- Legislative Updates | January 12, 2017
Notable Regulations That Took Effect in 2016/2017
IEC has put together a brief list of regulations that impact the merit shop electrical contracting industry that took effect in 2016 or take effect in 2017.
Electronic Submission of OSHA 300 Forms (Effective Date – January 1, 2017)
Requires certain employers to electronically submit injury and illness data that they are already required to record on their onsite OSHA Injury and Illness form, which can be posted to the public on OSHA’s website:
- Establishments with 250 or more employees in industries covered by the recordkeeping regulation must submit information from their 2016 Form 300A by July 1, 2017.

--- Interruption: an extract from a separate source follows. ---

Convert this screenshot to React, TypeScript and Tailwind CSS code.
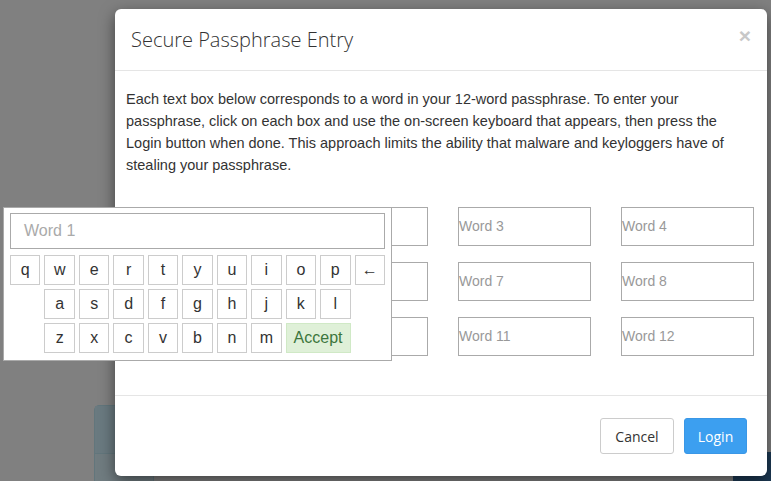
const row1 = ["q", "w", "e", "r", "t", "y", "u", "i", "o", "p"];
const row2 = ["a", "s", "d", "f", "g", "h", "j", "k", "l"];
const row3 = ["z", "x", "c", "v", "b", "n", "m"];

const words = Array.from({ length: 12 }, (_, i) => `Word ${i + 1}`);

function Key({ label }: { label: string }) {
  return (
    <div className="flex h-[30px] items-center justify-center border border-[#cccccc] bg-white text-[16px] text-[#333]">
      {label}
    </div>
  );
}

function Keyboard() {
  return (
    <div className="absolute left-[3px] top-[207px] w-[389px] border border-[#aaaaaa] bg-white px-[6px] pb-[7px] pt-[5px] font-['Liberation_Sans',Arial,sans-serif]">
      <div className="flex h-[36px] items-center border border-[#aaaaaa] pl-[13px] text-[16px] text-[#aaaaaa]">
        Word 1
      </div>
      <div className="mt-[6px] grid grid-cols-11 gap-[4px]">
        {row1.map((k) => (
          <Key key={k} label={k} />
        ))}
        <Key label="←" />
        <div />
        {row2.map((k) => (
          <Key key={k} label={k} />
        ))}
        <div />
        <div />
        {row3.map((k) => (
          <Key key={k} label={k} />
        ))}
        <div className="col-span-2 flex h-[30px] items-center justify-center border border-[#d0e9c6] bg-[#dff0d8] text-[16px] text-[#3c763d]">
          Accept
        </div>
      </div>
    </div>
  );
}

export default function App() {
  return (
    <div className="relative h-[481px] w-[771px] overflow-hidden bg-[#808080] font-['Liberation_Sans',Arial,sans-serif]">
      {/* page content behind the overlay */}
      <div className="absolute left-[94px] top-[405px] h-[90px] w-[60px] rounded-t-[5px] border border-[#62767c] bg-[#707c80]">
        <div className="h-[48px] border-b border-[#62767c] bg-[#6a7a80]" />
      </div>
      <div className="absolute left-[733px] top-[452px] h-[40px] w-[50px] bg-[#1d3a55]" />

      <div className="absolute left-[115px] top-[9px] flex h-[467px] w-[652px] flex-col rounded-[6px] bg-white shadow-[0_5px_15px_rgba(0,0,0,0.5)]">
        <div className="flex h-[62px] items-center justify-between border-b border-[#e5e5e5] pl-[16px] pr-[16px]">
          <h4 className="font-['Open_Sans',sans-serif] text-[20px] font-light text-[#333]">
            Secure Passphrase Entry
          </h4>
          <span className="-mt-[8px] text-[21px] font-bold leading-none text-[#c8c8c8]">×</span>
        </div>

        <div className="flex-1 pl-[11px] pr-[12px] pt-[17px]">
          <p className="w-[606px] text-[14.5px] leading-[22px] text-[#333]">
            Each text box below corresponds to a word in your 12-word passphrase. To enter your
            passphrase, click on each box and use the on-screen keyboard that appears, then press the
            Login button when done. This approach limits the ability that malware and keyloggers have of
            stealing your passphrase.
          </p>
          <div className="ml-[6px] mt-[31px] grid w-[622px] grid-cols-4 gap-x-[30px] gap-y-[16px]">
            {words.map((w) => (
              <div
                key={w}
                className="flex h-[39px] items-center border border-[#aaaaaa] text-[14px] text-[#999]"
              >
                {w}
              </div>
            ))}
          </div>
        </div>

        <div className="flex h-[81px] items-center justify-end gap-[10px] border-t border-[#e5e5e5] pr-[20px]">
          <button className="h-[36px] w-[74px] rounded-[3px] border border-[#cccccc] bg-white font-['Open_Sans',sans-serif] text-[14px] text-[#333]">
            Cancel
          </button>
          <button className="h-[36px] w-[63px] rounded-[3px] border border-[#3a97e6] bg-[#3c9ff0] font-['Open_Sans',sans-serif] text-[14px] text-white">
            Login
          </button>
        </div>
      </div>

      <Keyboard />
    </div>
  );
}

- Establishments with 250 or more employees in industries covered by the recordkeeping regulation must submit information from their 2017 forms (300A, 300, and 301) by July 1, 2018. Beginning in 2019 and every year thereafter, the information must be submitted by March 2.
- Establishments with 20-249 employees in certain high-risk industries must submit information from their 2016 Form 300A by July 1, 2017, and their 2017 Form 300A by July 1, 2018. Beginning in 2019 and every year thereafter, the information must be submitted by March 2.
- OSHA State Plan states must adopt requirements that are substantially identical to the requirements in this final rule within 6 months after publication of this final rule.
Paid Sick Leave for Federal Contractors (Effective Date – January 1, 2017)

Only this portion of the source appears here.